Abstract

Impacted craters are commonly found on the surface of planets, satellites, asteroids and other solar system bodies. In order to speed up the rate of constructing the database of craters, it is important to develop crater detection algorithms. This paper presents a novel approach to automatically detect craters on planetary surfaces. The approach contains two parts: crater candidate region selection and crater detection. In the first part, crater candidate region selection is achieved by Kanade–Lucas–Tomasi (KLT) detector.
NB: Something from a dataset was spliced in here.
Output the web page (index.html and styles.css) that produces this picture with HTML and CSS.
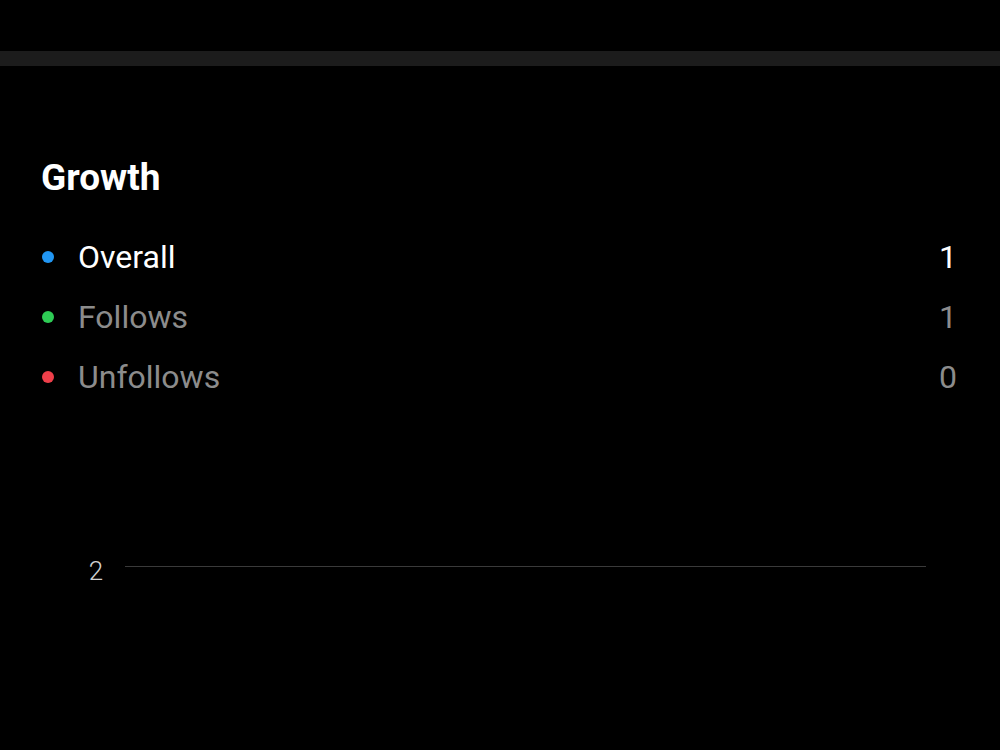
FILE: index.html
```html
<!DOCTYPE html>
<html lang="en">
<head>
<meta charset="utf-8">
<title>Growth</title>
<link rel="stylesheet" href="styles.css">
</head>
<body>
  <div class="topbar"></div>
  <main class="growth">
    <h2 class="growth-title">Growth</h2>
    <ul class="legend">
      <li class="legend-row is-active">
        <span class="dot dot-blue"></span>
        <span class="legend-label">Overall</span>
        <span class="legend-value">1</span>
      </li>
      <li class="legend-row">
        <span class="dot dot-green"></span>
        <span class="legend-label">Follows</span>
        <span class="legend-value">1</span>
      </li>
      <li class="legend-row">
        <span class="dot dot-red"></span>
        <span class="legend-label">Unfollows</span>
        <span class="legend-value">0</span>
      </li>
    </ul>
    <div class="chart">
      <div class="gridline">
        <span class="axis-label">2</span>
        <span class="rule"></span>
      </div>
    </div>
  </main>
</body>
</html>
```
FILE: styles.css
```css
html, body {
  margin: 0;
  padding: 0;
  background: #000;
  font-family: Roboto, "Noto Sans", sans-serif;
  color: #fff;
}

.topbar {
  margin-top: 51px;
  height: 15px;
  background: #1c1c1c;
}

.growth {
  padding: 0 43px 0 40px;
}

.growth-title {
  margin: 88px 0 0 1px;
  font-size: 37px;
  font-weight: 700;
  line-height: 48px;
  color: #fff;
}

.legend {
  list-style: none;
  margin: 25px 0 0;
  padding: 0;
  display: flex;
  flex-direction: column;
}

.legend-row {
  display: flex;
  align-items: center;
  height: 60px;
  font-size: 32px;
  color: #8c8c8c;
}

.legend-row.is-active {
  color: #fff;
}

.dot {
  width: 12px;
  height: 12px;
  border-radius: 50%;
  margin: 0 24px 0 2px;
  flex: none;
}

.dot-blue { background: #2196f3; }
.dot-green { background: #2ecc55; }
.dot-red { background: #ef3f4a; }

.legend-label {
  flex: 1;
}

.legend-value {
  text-align: right;
}

.chart {
  margin-top: 144px;
  padding: 0 31px 0 48px;
}

.gridline {
  display: flex;
  align-items: center;
  gap: 21px;
}

.axis-label {
  font-size: 26px;
  font-weight: 300;
  color: #cfcfcf;
  line-height: 30px;
  width: 16px;
  text-align: center;
  position: relative;
  top: 5px;
}

.rule {
  flex: 1;
  height: 1px;
  background: #3a3a3a;
}
```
Matrix-pattern-oriented least squares support vector machine (MatLSSVM), as the matrixization version of least square support vector machine (SVM), inherits the advantages of least squares support vector machine (LSSVM), reduces storage space greatly and reserves spatial redundancies within each image matrix compared with general LSSVM. The second part of the approach employs MatLSSVM to design classifier for crater detection. Experimental results on the dataset which comprises 160 preprocessed image patches from Google Mars demonstrate that the accuracy rate of crater detection can be up to 88%. In addition, the outstanding feature of the approach introduced in this paper is that it takes resized crater candidate region as input pattern directly to finish crater detection. The results of the last experiment demonstrate that MatLSSVM-based classifier can detect crater regions effectively on the basis of KLT-based crater candidate region selection.